Haciendo analogía con nuestra vida, es probable que a nosotros nos pase igual que a aquellos pescadores discípulos. Creemos en Jesús, confiamos en él y lo seguimos incondicionalmente —decimos. A pesar de las contrariedades que tenemos, nos metemos mar adentro, en nuestros asuntos, incluso cuando no hay claridad en nuestra vida. Hacemos lo que tenemos que hacer, es decir: pescar, trabajar, procurar lo correcto y todo lo que entendemos que es querido por Dios. Sin embargo al final nos parece que todo el esfuerzo fue en vano y quedamos igual de vacíos que al principio. Sin Dios. Y Jesús aparece y no hay manera de reconocerlo, aunque decimos que él lo es todo para nosotros. ¿Qué nos impide ver?

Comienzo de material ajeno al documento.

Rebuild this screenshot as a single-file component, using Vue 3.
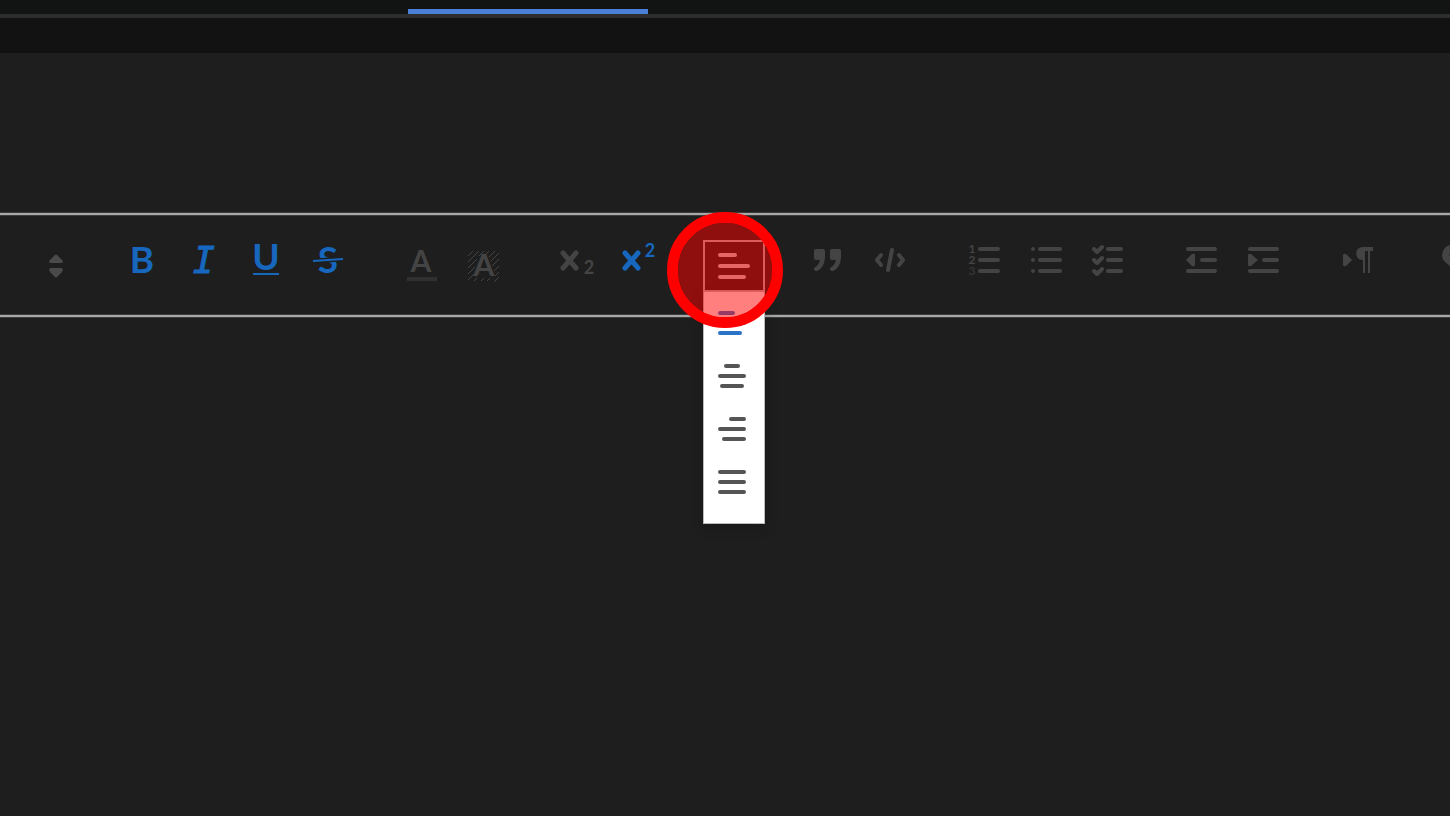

La mejor respuesta que tenemos es culpar a la noche, o al claroscuro del amanecer. Esto lo podemos traducir en desánimo, desesperanza, frustración, que nos produce cierta ceguera y nos impide reconocer al resucitado. Estamos intentando pescar, pero no sacamos nada, hasta que volvemos a encontrar la luz, la claridad del nuevo día, al mismo Dios. Ahí las cosas cambian, y parece que recobramos la felicidad que habíamos perdido. Y esto porque pasa lo que el evangelista nos dijo desde el primero momento: Aparece Jesús resucitado. Entonces a él hay que buscarlo.

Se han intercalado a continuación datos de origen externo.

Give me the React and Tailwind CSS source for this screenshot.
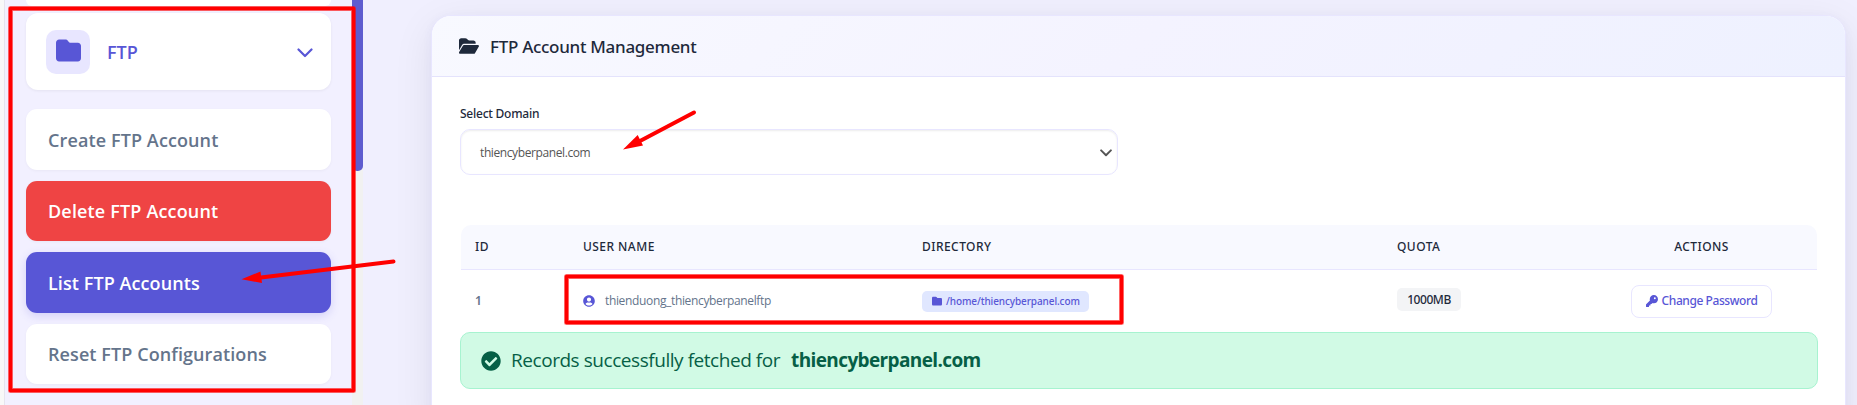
import { FaFolder, FaFolderOpen, FaKey } from "react-icons/fa6";
import { FaCheckCircle, FaUserCircle } from "react-icons/fa";

const menu = [
  { label: "Create FTP Account", look: "h-[61px] bg-white text-[#64748b] tracking-[0.11px] shadow-[0_1px_3px_rgba(0,0,0,0.04)]" },
  { label: "Delete FTP Account", look: "h-[60px] bg-[#ef4444] text-white tracking-[0.16px] shadow-[0_1px_3px_rgba(0,0,0,0.04)]" },
  { label: "List FTP Accounts", look: "h-[61px] bg-[#5856d6] text-white tracking-[0.08px] shadow-[0_3px_10px_rgba(88,86,214,0.2)]" },
  { label: "Reset FTP Configurations", look: "h-[60px] bg-white text-[#64748b] tracking-[0.09px] shadow-[0_1px_3px_rgba(0,0,0,0.04)]" },
];

function Chevron({ className, width }) {
  return (
    <svg viewBox="0 0 16 10" fill="none" stroke="currentColor" strokeWidth={width} strokeLinecap="round" strokeLinejoin="round" className={className}>
      <path d="M1.5 1.5 8 8l6.500-6.500" />
    </svg>
  );
}

function Sidebar() {
  return (
    <aside className="flex h-full w-[352px] shrink-0 flex-col overflow-hidden border-l border-[#e6e4ee] bg-[#f2f0ff] pl-[21px] pr-[21px]">
      <div className="h-[6px] w-[305px] shrink-0 rounded-b-[10px] bg-white" />
      <div className="mt-[7px] flex h-[77px] w-[305px] shrink-0 items-center rounded-[12px] bg-white pr-[18px] pl-5 text-[#5856d6] shadow-[0_1px_3px_rgba(0,0,0,0.06)]">
        <div className="flex size-[44px] items-center justify-center rounded-[10px] bg-[#e8e6ff]">
          <FaFolder className="mb-[3px] size-[25px]" />
        </div>
        <span className="ml-[17px] text-[18px] leading-6 font-semibold">FTP</span>
        <Chevron className="mt-[2px] ml-auto h-[10px] w-4" width="2.2" />
      </div>
      <nav className="mt-[19px] flex w-[305px] flex-col gap-[11px]">
        {menu.map((m) => (
          <div key={m.label} className={`flex shrink-0 items-center rounded-[11px] pl-[22px] text-[18px] leading-6 font-semibold ${m.look}`}>
            {m.label}
          </div>
        ))}
      </nav>
    </aside>
  );
}

function Accounts() {
  const cols = "grid grid-cols-[108px_339px_475px_234px_141px] items-center pl-[14px]";
  return (
    <div className="mt-[50px] ml-px w-[1356px] text-[12px]">
      <div className={`${cols} h-[45px] rounded-t-[10px] border-b border-[#e8e6ff] bg-[#f8f9ff] font-['Noto_Sans',sans-serif] font-medium tracking-[0.45px] text-[#1e293b]`}>
        <span>ID</span>
        <span>USER NAME</span>
        <span>DIRECTORY</span>
        <span>QUOTA</span>
        <span className="text-center">ACTIONS</span>
      </div>
      <div className={`${cols} h-[62px] text-[#64748b]`}>
        <span className="font-['Noto_Sans',sans-serif] font-semibold">1</span>
        <span className="flex items-center">
          <FaUserCircle className="mr-[10px] size-3 text-[#5856d6]" />
          <span className="tracking-[-0.35px]">thienduong_thiencyberpanelftp</span>
        </span>
        <span className="flex h-[21px] w-[167px] items-center rounded-[5px] bg-[#e0e7ff] pl-[10px] font-['Noto_Sans',sans-serif] text-[10px] font-medium tracking-[-0.1px] text-[#5856d6]">
          <FaFolder className="mr-1 size-[10px]" />
          /home/thiencyberpanel.com
        </span>
        <span className="mb-[3px] flex h-[23px] w-[64px] items-center justify-center rounded-[5px] bg-[#f3f4f6] font-['Noto_Sans',sans-serif] font-medium tracking-[-0.45px] text-[#1e293b]">1000MB</span>
        <span className="flex h-[33px] w-[141px] items-center justify-center rounded-[8px] border border-[#e8e6ff] bg-white font-['Noto_Sans',sans-serif] font-medium text-[#5856d6]">
          <FaKey className="mr-1 size-3" />
          <span className="tracking-[-0.42px]">Change Password</span>
        </span>
      </div>
    </div>
  );
}

function Panel() {
  return (
    <section className="h-[420px] w-[1415px] overflow-hidden rounded-[20px] border border-[#e8e6ff] bg-white shadow-[0_10px_40px_rgba(0,0,0,0.08),0_2px_10px_rgba(88,86,214,0.05)]">
      <header className="flex h-[61px] items-center border-b border-[#e4e3fc] bg-linear-135 from-[#f8f9ff] via-[#f4f3ff] to-[#eef1ff] pl-[27px] text-[#1e293b]">
        <FaFolderOpen className="mb-[1px] h-[18px] w-5" />
        <h1 className="mt-[2px] ml-[11px] font-['Noto_Sans',sans-serif] text-[17px] leading-6 font-medium tracking-[-0.29px]">FTP Account Management</h1>
      </header>
      <div className="pt-[28px] pl-[28px]">
        <div className="font-['Noto_Sans',sans-serif] text-[12px] leading-[18px] font-medium tracking-[-0.24px] text-[#1e293b]">Select Domain</div>
        <div className="mt-[6px] flex h-[46px] w-[658px] items-center justify-between rounded-[10px] border border-[#e8e6ff] pr-[5px] pl-[19px] text-[12px] text-[#555] shadow-[inset_0_1px_2px_rgba(0,0,0,0.08)]">
          <span className="mt-px tracking-[-0.4px]">thiencyberpanel.com</span>
          <Chevron className="mt-px h-[8px] w-[12px]" width="2.600" />
        </div>
        <Accounts />
        <div className="flex h-[57px] w-[1358px] items-center rounded-[10px] border border-[#a7f3d0] bg-[#d1fae5] pl-5 text-[19px] text-[#065f46]">
          <FaCheckCircle className="mr-[10px] size-5" />
          <span className="tracking-[-0.45px]">Records successfully fetched for</span>
          <strong className="ml-[11px] font-bold tracking-[-0.62px]">thiencyberpanel.com</strong>
        </div>
      </div>
    </section>
  );
}

function Marks() {
  return (
    <svg viewBox="0 0 1857 405" className="pointer-events-none absolute inset-0 h-[405px] w-[1857px]" fill="none" strokeLinejoin="round">
      <g stroke="#ff0000" strokeOpacity="0.5" strokeWidth="5">
        <rect x="10.500" y="8.500" width="343" height="382" />
        <rect x="566.500" y="276.500" width="555" height="46" />
      </g>
      <g stroke="#ff0000" strokeWidth="3.400">
        <rect x="10.500" y="8.500" width="343" height="382" />
        <rect x="566.500" y="276.500" width="555" height="46" />
      </g>
      <g stroke="#ff0000" strokeWidth="4" strokeLinecap="round">
        <path d="M694 112.500 640 141" />
        <path d="M393.500 261.500 261 277.500" />
      </g>
      <g fill="#ff0000">
        <path d="M623 149.500 637.700 135 643 145.500Z" />
        <path d="M241.500 279.300 260.500 271.500 262 283Z" />
      </g>
    </svg>
  );
}

export default function App() {
  return (
    <div className="relative flex h-[405px] w-[1857px] overflow-hidden bg-[#f0effe] font-['Open_Sans',sans-serif]">
      <div className="flex h-full w-[356px] shrink-0 bg-[#f8f8f8] pl-1">
        <Sidebar />
      </div>
      <div className="-ml-1 h-full w-[11px] shrink-0 bg-[#f1f1f1]">
        <div className="h-[171px] rounded-b-[5px] bg-[#5e5ccf]" />
      </div>
      <main className="relative flex-1 overflow-hidden pt-[15px] pl-[68px]">
        <Panel />
      </main>
      <Marks />
    </div>
  );
}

Ahora bien, volviendo a la novela de García Márquez, al empezar a leerla, parece que no tiene sentido continuar la lectura, cuando ya sabemos cuál es el desenlace. Después todo se hace más interesante porque el desarrollo de la historia nos da las razones de aquél primer anuncio. Bien podríamos decir que el por qué de la muerte de Santiago Nasar es lo sustancioso. Pero en el caso del evangelio de hoy es al revés: El primer anuncio no deja de ser lo fundamental de lo que leemos. Luego, el cómo los discípulos lo reconocieron, si bien importa, no opaca el gran acontecimiento, presentado en la primera oración. Para nosotros, entonces, podríamos concluir, no importa en qué vueltas y problemas andemos metidos, lo importante es no olvidar que al final podemos encontrarnos con Jesús resucitado, ese que nos da respuesta, esperanza, vida, luz, y nos hace ver otra vez.

Me atrevo a decir entonces que Juan, al escribir este pasaje de la escritura, quiso que no perdamos de vista lo que realmente importa. Nuestras dificultades pueden ser múltiples, pero Dios resucitado siempre va a darnos respuesta y solución, incluso aunque la razón nos diga que no hay nada que hacer, porque lo hemos intentado todo. Abramos los ojos, y el oído, es probable que nos estén saludando, desde la orilla, y no reconozcamos que es Jesús.

Entonces sí, una vez firmes en Dios, vemos que él sigue confiando en nosotros. Como lo hace con Pedro. No nos dará la tarea de ser cabeza de la Iglesia, pero sí nos pide lo mismo que le pidió a los que lo seguían, incluido el discípulo de las tres negaciones: Amar a Dios y al prójimo. Y amar es cuidar del otro, apacentar las ovejas.

Este evangelio, podríamos concluir, lo podemos titular: Crónica de una Vida anunciada. Los que reconozcan al resucitado tendrán vida, y la tendrán en abundancia.